Kino asintió lentamente mientras sonreía al oír la palabra «normal».

—Qué raro… —dijo Júbilo con una cara de excitación sexual que, a juicio de Kino, no se ajustaba demasiado bien al desarrollo de la situación.

—Yo ya sé lo que pretendes —dijo de pronto Tintín.

—¿Qué pretendo?

—Pues está claro. Vas de vaqueros, una sudadera negra, despeinado, y esa barba de una semana…Y encima tomando café como lo hacían nuestros abuelos. Tú vas de retro .

—Yo no voy de nada.

—Que no, dice —exclamó pedantemente Tintín—. Yo veo lo que tú pretendes. Quieres iniciar una moda. Quieres ir de viral, pero casi no tienes seguidores.

Después de decir esto, los tres personajes que sin saberlo parecían sacados de obras de ficción del siglo pasado empezaron a reírse con superioridad, pero Kino no se inmutó y siguió bebiendo su café a sorbos cortos. Cuando terminaron de reírse se creó un silencio, que la indiferencia manifiesta de Kino convirtió en incómodo. Entonces, y solo entonces, Kino habló:

—Pues tienes razón, me gustaría ser viral. Si por viral entendemos que te contagie alguna enfermedad que licue tus putas entrañas y te haga vomitarlas a base de ataques de tos.

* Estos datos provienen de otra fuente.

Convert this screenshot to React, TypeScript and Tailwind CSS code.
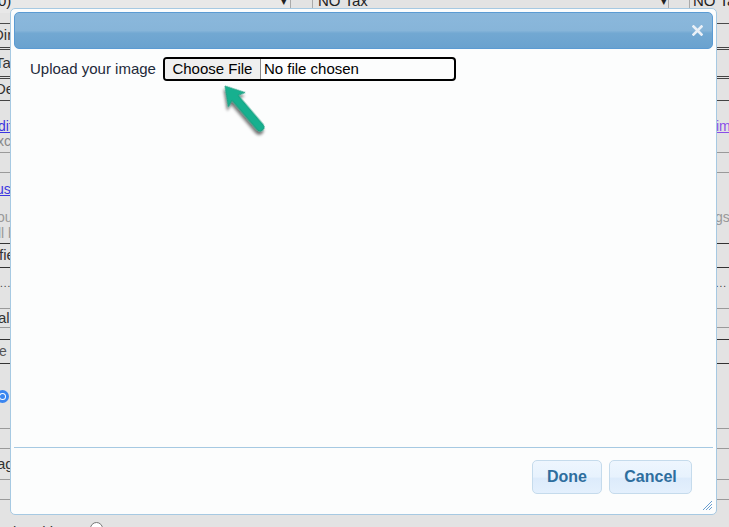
import React from "react";

function CloseX() {
  return (
    <svg width="11" height="11" viewBox="0 0 11 11">
      <path d="M1.5 1.5 L9.5 9.5 M9.5 1.5 L1.5 9.5" stroke="#eaf0f7" strokeWidth="2.6" strokeLinecap="square" />
    </svg>
  );
}

function Arrow() {
  return (
    <svg width="80" height="70" viewBox="0 0 80 70" className="absolute left-[190px] top-[22px]">
      <defs>
        <filter id="sh" x="-30%" y="-30%" width="160%" height="160%">
          <feGaussianBlur in="SourceAlpha" stdDeviation="1.6" />
          <feOffset dx="2" dy="3" result="o" />
          <feComponentTransfer>
            <feFuncA type="linear" slope="0.55" />
          </feComponentTransfer>
          <feMerge>
            <feMergeNode />
            <feMergeNode in="SourceGraphic" />
          </feMerge>
        </filter>
      </defs>
      <g transform="translate(21 15) rotate(49.5)" filter="url(#sh)">
        <path
          d="M0 0 L18 -11 L15.5 -4 L54 -4 Q58 -4 58 0 Q58 4 54 4 L15.5 4 L18 11 Z"
          fill="#19b08f"
          stroke="#14977a"
          strokeWidth="0.8"
          strokeLinejoin="round"
        />
      </g>
    </svg>
  );
}

function Resize() {
  return (
    <svg width="11" height="11" viewBox="0 0 11 11" className="absolute right-[3px] bottom-[3px]">
      <path d="M10 1 L1 10 M10 4 L4 10 M10 7 L7 10" stroke="#6b9fd0" strokeWidth="1" />
    </svg>
  );
}

export default function App() {
  return (
    <div className="relative h-[527px] w-[729px] overflow-hidden bg-[#e3e3e3] font-['Liberation_Sans',Arial,sans-serif] text-[14px] text-[#333]">
      {/* background page */}
      <div className="flex flex-col">
        <div className="h-[24px] border-b border-[#4a4a4a] overflow-hidden">
          <div className="flex h-[24px] -mt-[10px] items-start text-[15px] text-[#222] whitespace-nowrap">
            <div className="w-[290px] shrink-0 flex justify-between bg-[#e8e8e8] pr-[3px]">
              <span className="-ml-[2px]">0)</span>
              <span className="text-[11px] mt-[3px]">▾</span>
            </div>
            <div className="w-[23px] shrink-0 h-[24px] border-l border-r border-[#aaaaaa]" />
            <div className="w-[355px] shrink-0 flex justify-between pl-[5px] pr-[1px]">
              <span>NO Tax</span>
              <span className="text-[11px] mt-[3px]">▾</span>
            </div>
            <div className="w-[22px] shrink-0 h-[24px] border-l border-r border-[#aaaaaa]" />
            <span className="pl-[3px] shrink-0">NO Tax</span>
          </div>
        </div>
        <div className="h-[26px] border-b-[3px] border-double border-[#444] flex items-center">
          <span className="-ml-[7px] text-[15px]">Dir</span>
        </div>
        <div className="h-[29px] border-b-[3px] border-double border-[#444] flex items-center">
          <span className="-ml-[5px] text-[15px]">Tal</span>
        </div>
        <div className="h-[22px] border-b border-[#444] flex items-center">
          <span className="-ml-[5px] text-[15px]">De</span>
        </div>
        <div className="h-[52px] border-b border-[#9a9a9a] flex justify-between pt-[18px]">
          <div className="flex flex-col leading-[15px]">
            <span className="-ml-[2px] text-[#3b36e0] underline">dit</span>
            <span className="-ml-[3px] text-[#888]">xcl</span>
          </div>
          <div className="w-[13px] shrink-0 whitespace-nowrap leading-[15px]">
            <span className="text-[#8a4ee8] underline">image</span>
          </div>
        </div>
        <div className="h-[20px] border-b border-[#9a9a9a]" />
        <div className="h-[71px] border-b border-[#333] flex justify-between pt-[9px]">
          <div className="flex flex-col">
            <span className="-ml-[4px] text-[#3b36e0] underline leading-[15px]">usi</span>
            <span className="-ml-[3px] text-[#999] leading-[16px] mt-[12px]">our</span>
            <span className="-ml-[2px] text-[#999] leading-[16px]">ll b</span>
          </div>
          <div className="w-[14px] shrink-0 whitespace-nowrap mt-[27px] leading-[16px]">
            <span className="text-[#999]">gs</span>
          </div>
        </div>
        <div className="h-[24px] border-b border-[#333] flex items-center">
          <span className="-ml-[1px] text-[15px]">fie</span>
        </div>
        <div className="h-[19px] flex items-end justify-between">
          <span className="text-[10px] leading-[6px] tracking-[1px]">.......</span>
          <span className="text-[10px] leading-[6px] tracking-[1px] pr-[2px]">....</span>
        </div>
        <div className="h-[22px] border-b border-[#9a9a9a]" />
        <div className="h-[19px] border-b border-[#9a9a9a] flex items-center">
          <span className="-ml-[2px] text-[15px]">al</span>
        </div>
        <div className="h-[12px] border-b border-[#333]" />
        <div className="h-[24px] border-b border-[#333] flex items-center">
          <span className="-ml-[1px] text-[14px] text-[#555]">e N</span>
        </div>
        <div className="h-[65px] border-b border-[#9a9a9a] flex items-start pt-[26px]">
          <span className="-ml-[4px] w-[13px] h-[13px] rounded-full border-[3px] border-[#3b86f0] bg-white flex items-center justify-center">
            <span className="w-[5px] h-[5px] rounded-full bg-[#3b86f0]" />
          </span>
        </div>
        <div className="h-[20px] border-b border-[#9a9a9a]" />
        <div className="h-[31px] border-b border-[#9a9a9a] flex items-center">
          <span className="-ml-[3px] text-[15px]">ag</span>
        </div>
        <div className="h-[20px] border-b border-[#9a9a9a]" />
        <div className="h-[28px] flex items-start pt-[21px] text-[15px]">
          <span className="ml-[13px]">l</span>
          <span className="ml-[26px]">ltime</span>
          <span className="ml-[16px] w-[13px] h-[13px] rounded-full border border-[#777] bg-white mt-[1px]" />
        </div>
      </div>

      {/* dialog */}
      <div className="absolute left-[10px] top-[8px] w-[707px] h-[507px] rounded-[5px] border border-[#a6c9e2] bg-[#fcfdfd] p-[3px] flex flex-col">
        <div className="h-[37px] shrink-0 rounded-[5px] border border-[#5b9bd3] bg-[linear-gradient(to_bottom,#8bb8dc_0%,#87b5d9_50%,#72a8d2_58%,#6aa2cf_100%)] flex items-center justify-end pr-[9px]">
          <CloseX />
        </div>
        <div className="relative flex-1 px-[16px] pt-[8px]">
          <div className="flex items-center">
            <span className="text-[15px] text-[#1e2a3a] leading-[24px]">Upload your image</span>
            <div className="ml-[7px] w-[293px] h-[24px] rounded-[4px] border-2 border-black flex items-stretch text-[15px] text-black">
              <div className="w-[96px] bg-[#efefef] border-r border-[#8a8a8a] flex items-center justify-center rounded-l-[2px]">
                Choose File
              </div>
              <div className="flex items-center pl-[3px]">No file chosen</div>
            </div>
          </div>
          <Arrow />
        </div>
        <div className="h-[64px] shrink-0 border-t border-[#a6c9e2] flex justify-end items-start gap-[7px] pt-[12px] pr-[21px]">
          <button className="w-[70px] h-[34px] rounded-[5px] border border-[#c5dbec] bg-[linear-gradient(to_bottom,#eef6fe_0%,#e7f2fd_50%,#dcebfb_54%,#e4f0fd_100%)] text-[16px] font-bold text-[#2e6e9e]">
            Done
          </button>
          <button className="w-[83px] h-[34px] rounded-[5px] border border-[#c5dbec] bg-[linear-gradient(to_bottom,#eef6fe_0%,#e7f2fd_50%,#dcebfb_54%,#e4f0fd_100%)] text-[16px] font-bold text-[#2e6e9e]">
            Cancel
          </button>
        </div>
        <Resize />
      </div>
    </div>
  );
}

Dicho esto, se incorporó y se fue caminando lentamente dejando a los tres chicos ofendidos por su grosería allí plantados, saboreando su café con leche. Lo del café deconstruido era algo que le parecía patético. Consistía en tomarse el café en seco. Te echas una cucharada de café en polvo en la boca, y luego se va sorbiendo de un pequeño sobre una leche muy condensada, para poder tragarlo. A quien le gusta el café con canela, cacao o virutas se lo echa también en la cucharada, y para dentro. Cappuccino instantáneo. Al parecer de Kino, aquella no solo era una manera de desperdiciar café, sino que también una forma innecesariamente desagradable de tomárselo.

Recordaba vagamente que, cuando era muy pequeño y descubrió YouTube, estaba de moda una cosa que se llamaba «el reto de la canela», que no consistía en otra cosa que tomarse una cucharada de canela en polvo a palo seco. Y aquellos vídeos eran tremendamente graciosos y paradójicos. Eran graciosos porque es imposible tomarse una cucharada de canela en polvo y no empezar a toser como si uno fuese a echar los pulmones, y la gente se grababa a sí mismos haciéndolo. Pero eran paradójicos porque, en su momento, había millones de vídeos de gente haciendo lo mismo, lo que al mismo tiempo significaba que había millones de personas que, de forma voluntaria, se habían expuesto a un ataque descontrolado de tos por ingesta de canela. Hermoso a su manera.